The Disadvantage of Childhood Cavities
Many parents think that cavities during childhood are no big deal. They’re “just” baby teeth, right? But these primary teeth actually play a prominent role in your child’s life. These temporary teeth should be treated as if they’re permanent. They’re a part of your child for now and will be for years.
Not only are cavities painful (and even more so when exposed to sweet, acidic, or extreme temperature foods and beverages), but they can pose other problems in children as well.
If not treated in a timely matter, childhood cavities can lead to serious infections and increasing pain.
In addition, having cavities during childhood has the potential to negatively impact your son or daughter’s speech development, ability to eat, and generally impact their overall health and happiness.

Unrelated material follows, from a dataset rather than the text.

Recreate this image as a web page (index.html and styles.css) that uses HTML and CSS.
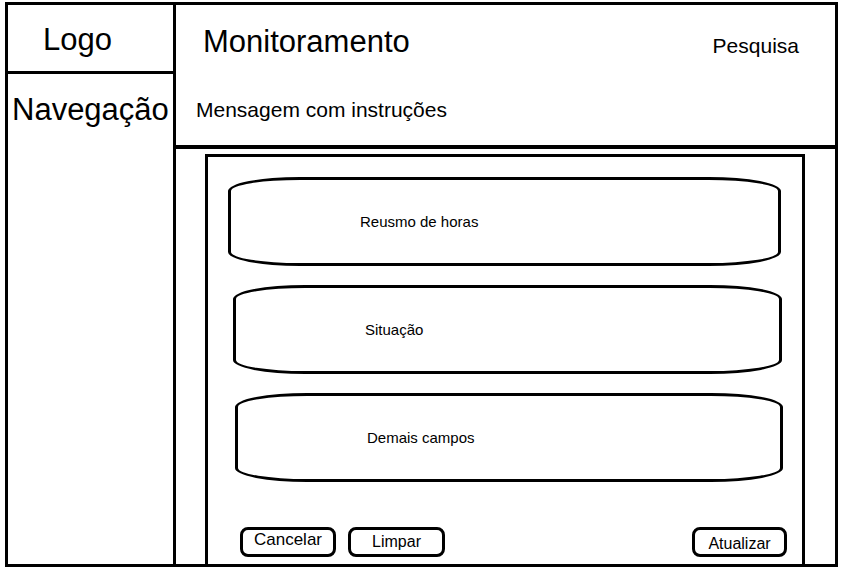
FILE: index.html
```html
<!DOCTYPE html>
<html lang="pt-BR">
  <head>
    <meta charset="UTF-8" />
    <meta name="viewport" content="width=device-width, initial-scale=1.0" />
    <title>Monitoramento</title>
    <link rel="stylesheet" href="styles.css">
  </head>
  <body>
    <div class="frame">
      <aside class="sidebar">
        <div class="logo">Logo</div>
        <nav class="nav">Navegação</nav>
      </aside>
      <main class="main">
        <header class="header">
          <div class="header-top">
            <h1 class="title">Monitoramento</h1>
            <span class="search">Pesquisa</span>
          </div>
          <p class="message">Mensagem com instruções</p>
        </header>
        <section class="content">
          <div class="panel">
            <div class="pill pill-first">Reusmo de horas</div>
            <div class="pill pill-second">Situação</div>
            <div class="pill pill-third">Demais campos</div>
            <div class="actions">
              <button type="button" class="btn btn-cancel">Cancelar</button>
              <button type="button" class="btn btn-clear">Limpar</button>
              <button type="button" class="btn btn-update">Atualizar</button>
            </div>
          </div>
        </section>
      </main>
    </div>
  </body>
</html>
```

FILE: styles.css
```css
* {
  box-sizing: border-box;
  font-family: "Liberation Sans", Arial, sans-serif;
  color: #000;
}
body {
  margin: 0;
  background: #fff;
}
.frame {
  margin: 2px 0 0 5px;
  width: 833px;
  height: 565px;
  border: 3px solid #000;
  display: grid;
  grid-template-columns: 168px 1fr;
}
/* left column */
.sidebar {
  border-right: 3px solid #000;
  display: flex;
  flex-direction: column;
}
.logo {
  height: 69px;
  border-bottom: 3px solid #000;
  padding: 17px 0 0 35px;
  font-size: 31px;
  line-height: 36px;
}
.nav {
  padding: 18px 0 0 4px;
  font-size: 31px;
  line-height: 36px;
}
/* right column */
.main {
  display: flex;
  flex-direction: column;
  min-height: 0;
}
.header {
  height: 144px;
  border-bottom: 4px solid #000;
  padding-top: 19px;
}
.header-top {
  display: flex;
  align-items: baseline;
  justify-content: space-between;
  padding: 0 36px 0 27px;
}
.title {
  margin: 0;
  font-size: 31px;
  font-weight: 400;
  line-height: 36px;
}
.search {
  font-size: 21px;
  line-height: 24px;
  position: relative;
  top: 1px;
}
.message {
  margin: 38px 0 0 20px;
  font-size: 21px;
  line-height: 24px;
}
.content {
  flex: 1;
  display: flex;
  padding: 5px 30px 0 29px;
}
.panel {
  flex: 1;
  display: flex;
  flex-direction: column;
  gap: 19px;
  border: 3px solid #000;
  border-bottom: none;
  padding-top: 20px;
}
.pill {
  height: 89px;
  border: 3px solid #000;
  border-radius: 72px / 14px;
  display: flex;
  align-items: center;
  padding-left: 129px;
  font-size: 15px;
}
.pill-first {
  margin: 0 21px 0 20px;
}
.pill-second {
  margin: 0 20px 0 25px;
}
.pill-third {
  margin: 0 19px 0 27px;
}
.actions {
  margin-top: auto;
  display: flex;
  gap: 12px;
  padding: 0 15px 7px 32px;
}
.btn {
  width: 96px;
  height: 30px;
  padding: 0;
  border: 3px solid #000;
  border-radius: 8px;
  background: #fff;
  font-size: 16px;
}
.btn-cancel {
  font-size: 17px;
  padding-bottom: 5px;
}
.btn-clear {
  width: 97px;
  font-size: 16px;
}
.btn-update {
  width: 95px;
  margin-left: auto;
  padding-top: 3px;
}
```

What is more, a longitudinal study found that when one suffers from cavities as a young child, this increases their chances of developing them later in life too. If you want what is best for your child, you would want them to not have to suffer from cavities now (or at any age). In turn, you would want to do anything and everything to prevent childhood cavities in your offspring. This could have a positive impact on the future of their oral health.
What to Do If Your Child Gets a Cavity
While you may be doing everything in your power to prevent cavities in your child, sometimes these types of things do still happen. And sometimes nobody is really to “blame.” We certainly aren’t going to hound you for being a “bad parent” or hound your child for “not doing what they were supposed to do.” All we can do is help, advise, and inform.
If your child gets a cavity (or multiple cavities), the first thing to do is set up an emergency dental appointment. Even if your child’s dentist is all booked up, you can still get them into another dentist. Explain the situation when booking the appointment. Surely, they will understand.
Don’t wait months to get your child to the dentist. Cavities progress and do not heal on their own. They need to be removed in a professional dental setting by a licensed dentist and quickly, too. If not done quickly, your child may need a root canal or even have to have a tooth pulled. Experiences like these can give children bad impressions of dentists and may lead to life-long dental anxiety.
The great thing about going to the dentist for childhood cavities is that not only will the situation be taken care of, but the dentist might be able to provide insight as to why your child might have gotten the cavity. They can also provide advice on how to prevent childhood cavities in the future.
The dentist is always a person you can trust to handle your kiddos’ dental caries. Remember: you are not a bad parent if your child gets a cavity, but still do your best to make sure a cavity doesn’t happen!